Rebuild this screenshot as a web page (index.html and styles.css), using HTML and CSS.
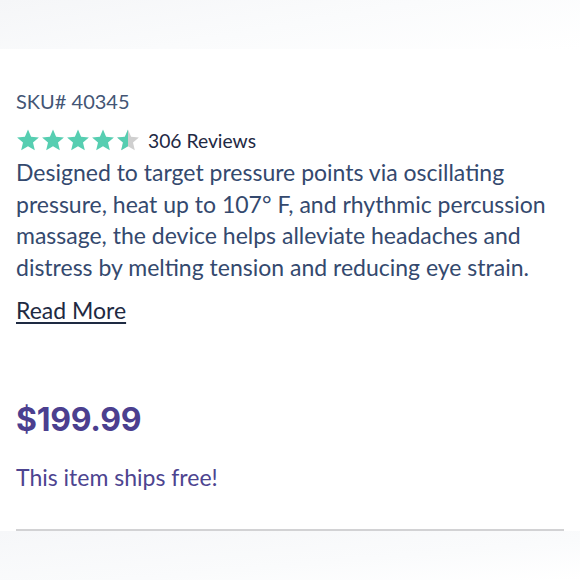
FILE: index.html
```html
<!DOCTYPE html>
<html>
<head>
<meta charset="utf-8">
<link rel="stylesheet" href="styles.css">
</head>
<body>
<div class="page">
  <div class="top-fade"></div>
  <div class="content">
    <div class="sku">SKU# 40345</div>
    <div class="rating">
      <div class="stars">
        <svg class="star" viewBox="0 0 24 24"><path d="M12 1.5l3.1 7.2 7.8.7-5.9 5.2 1.8 7.7L12 18.2l-6.8 4.1 1.8-7.7-5.9-5.2 7.8-.7z" fill="#56ceb1"/></svg>
        <svg class="star" viewBox="0 0 24 24"><path d="M12 1.5l3.1 7.2 7.8.7-5.9 5.2 1.8 7.7L12 18.2l-6.8 4.1 1.8-7.7-5.9-5.2 7.8-.7z" fill="#56ceb1"/></svg>
        <svg class="star" viewBox="0 0 24 24"><path d="M12 1.5l3.1 7.2 7.8.7-5.9 5.2 1.8 7.7L12 18.2l-6.8 4.1 1.8-7.7-5.9-5.2 7.8-.7z" fill="#56ceb1"/></svg>
        <svg class="star" viewBox="0 0 24 24"><path d="M12 1.5l3.1 7.2 7.8.7-5.9 5.2 1.8 7.7L12 18.2l-6.8 4.1 1.8-7.7-5.9-5.2 7.8-.7z" fill="#56ceb1"/></svg>
        <svg class="star" viewBox="0 0 24 24"><path d="M12 1.5l3.1 7.2 7.8.7-5.9 5.2 1.8 7.7L12 18.2l-6.8 4.1 1.8-7.7-5.9-5.2 7.8-.7z" fill="#cfcfcf"/><path d="M12 1.5L12 18.2l-6.8 4.1 1.8-7.7-5.9-5.2 7.8-.7z" fill="#56ceb1"/></svg>
      </div>
      <span class="reviews">306 Reviews</span>
    </div>
    <p class="desc">Designed to target pressure points via oscillating pressure, heat up to 107° F, and rhythmic percussion massage, the device helps alleviate headaches and distress by melting tension and reducing eye strain.</p>
    <a class="read-more" href="#">Read More</a>
    <div class="price">$199.99</div>
    <div class="ships">This item ships free!</div>
    <hr class="divider">
  </div>
  <div class="bottom-fade"></div>
</div>
</body>
</html>
```
FILE: styles.css
```css
html, body {
  margin: 0;
  padding: 0;
  background: #ffffff;
}
.page {
  width: 580px;
  height: 580px;
  overflow: hidden;
  display: flex;
  flex-direction: column;
  font-family: "Lato", "Open Sans", sans-serif;
}
.top-fade {
  height: 49px;
  flex: none;
  background: linear-gradient(170deg, #f5f6f8 0%, #fafbfc 50%, #ffffff 100%);
}
.content {
  padding: 0 16px 0 16px;
  display: flex;
  flex-direction: column;
}
.sku {
  margin-top: 40px;
  font-size: 20px;
  line-height: 24px;
  color: #435575;
}
.rating {
  display: flex;
  align-items: center;
  margin-top: 15px;
  height: 24px;
}
.stars {
  display: flex;
  gap: 1px;
}
.star {
  width: 24px;
  height: 24px;
  display: block;
}
.reviews {
  margin-left: 8px;
  font-size: 19.3px;
  color: #1f2a44;
}
.desc {
  margin: 5px 0 0;
  font-size: 23px;
  line-height: 31.5px;
  color: #34496e;
}
.read-more {
  margin-top: 13px;
  align-self: flex-start;
  font-size: 23px;
  line-height: 28px;
  color: #1e2a42;
  text-decoration: underline;
  text-underline-offset: 3px;
}
.price {
  margin-top: 76px;
  font-family: "Inter", "Liberation Sans", sans-serif;
  font-weight: 700;
  font-size: 32px;
  line-height: 40px;
  color: #4b3f8f;
  letter-spacing: -0.3px;
}
.ships {
  margin-top: 23px;
  font-size: 23px;
  line-height: 28px;
  color: #4d4490;
}
.divider {
  margin: 38px 0 0;
  border: 0;
  height: 2px;
  background: #d2d2d4;
}
.bottom-fade {
  flex: 1;
  background: linear-gradient(175deg, #f6f7f9 0%, #fafbfc 60%, #ffffff 100%);
}
```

> SET EXERCISE
Copy out the listing exactly as it stands, but not the pictures.

> RESULT BELOW
Rebuild this screenshot as a web page (index.html and styles.css), using HTML and CSS.
FILE: index.html
```html
<!DOCTYPE html>
<html>
<head>
<meta charset="utf-8">
<link rel="stylesheet" href="styles.css">
</head>
<body>
<div class="page">
  <div class="top-fade"></div>
  <div class="content">
    <div class="sku">SKU# 40345</div>
    <div class="rating">
      <div class="stars">
        <svg class="star" viewBox="0 0 24 24"><path d="M12 1.5l3.1 7.2 7.8.7-5.9 5.2 1.8 7.7L12 18.2l-6.8 4.1 1.8-7.7-5.9-5.2 7.8-.7z" fill="#56ceb1"/></svg>
        <svg class="star" viewBox="0 0 24 24"><path d="M12 1.5l3.1 7.2 7.8.7-5.9 5.2 1.8 7.7L12 18.2l-6.8 4.1 1.8-7.7-5.9-5.2 7.8-.7z" fill="#56ceb1"/></svg>
        <svg class="star" viewBox="0 0 24 24"><path d="M12 1.5l3.1 7.2 7.8.7-5.9 5.2 1.8 7.7L12 18.2l-6.8 4.1 1.8-7.7-5.9-5.2 7.8-.7z" fill="#56ceb1"/></svg>
        <svg class="star" viewBox="0 0 24 24"><path d="M12 1.5l3.1 7.2 7.8.7-5.9 5.2 1.8 7.7L12 18.2l-6.8 4.1 1.8-7.7-5.9-5.2 7.8-.7z" fill="#56ceb1"/></svg>
        <svg class="star" viewBox="0 0 24 24"><path d="M12 1.5l3.1 7.2 7.8.7-5.9 5.2 1.8 7.7L12 18.2l-6.8 4.1 1.8-7.7-5.9-5.2 7.8-.7z" fill="#cfcfcf"/><path d="M12 1.5L12 18.2l-6.8 4.1 1.8-7.7-5.9-5.2 7.8-.7z" fill="#56ceb1"/></svg>
      </div>
      <span class="reviews">306 Reviews</span>
    </div>
    <p class="desc">Designed to target pressure points via oscillating pressure, heat up to 107° F, and rhythmic percussion massage, the device helps alleviate headaches and distress by melting tension and reducing eye strain.</p>
    <a class="read-more" href="#">Read More</a>
    <div class="price">$199.99</div>
    <div class="ships">This item ships free!</div>
    <hr class="divider">
  </div>
  <div class="bottom-fade"></div>
</div>
</body>
</html>
```
FILE: styles.css
```css
html, body {
  margin: 0;
  padding: 0;
  background: #ffffff;
}
.page {
  width: 580px;
  height: 580px;
  overflow: hidden;
  display: flex;
  flex-direction: column;
  font-family: "Lato", "Open Sans", sans-serif;
}
.top-fade {
  height: 49px;
  flex: none;
  background: linear-gradient(170deg, #f5f6f8 0%, #fafbfc 50%, #ffffff 100%);
}
.content {
  padding: 0 16px 0 16px;
  display: flex;
  flex-direction: column;
}
.sku {
  margin-top: 40px;
  font-size: 20px;
  line-height: 24px;
  color: #435575;
}
.rating {
  display: flex;
  align-items: center;
  margin-top: 15px;
  height: 24px;
}
.stars {
  display: flex;
  gap: 1px;
}
.star {
  width: 24px;
  height: 24px;
  display: block;
}
.reviews {
  margin-left: 8px;
  font-size: 19.3px;
  color: #1f2a44;
}
.desc {
  margin: 5px 0 0;
  font-size: 23px;
  line-height: 31.5px;
  color: #34496e;
}
.read-more {
  margin-top: 13px;
  align-self: flex-start;
  font-size: 23px;
  line-height: 28px;
  color: #1e2a42;
  text-decoration: underline;
  text-underline-offset: 3px;
}
.price {
  margin-top: 76px;
  font-family: "Inter", "Liberation Sans", sans-serif;
  font-weight: 700;
  font-size: 32px;
  line-height: 40px;
  color: #4b3f8f;
  letter-spacing: -0.3px;
}
.ships {
  margin-top: 23px;
  font-size: 23px;
  line-height: 28px;
  color: #4d4490;
}
.divider {
  margin: 38px 0 0;
  border: 0;
  height: 2px;
  background: #d2d2d4;
}
.bottom-fade {
  flex: 1;
  background: linear-gradient(175deg, #f6f7f9 0%, #fafbfc 60%, #ffffff 100%);
}
```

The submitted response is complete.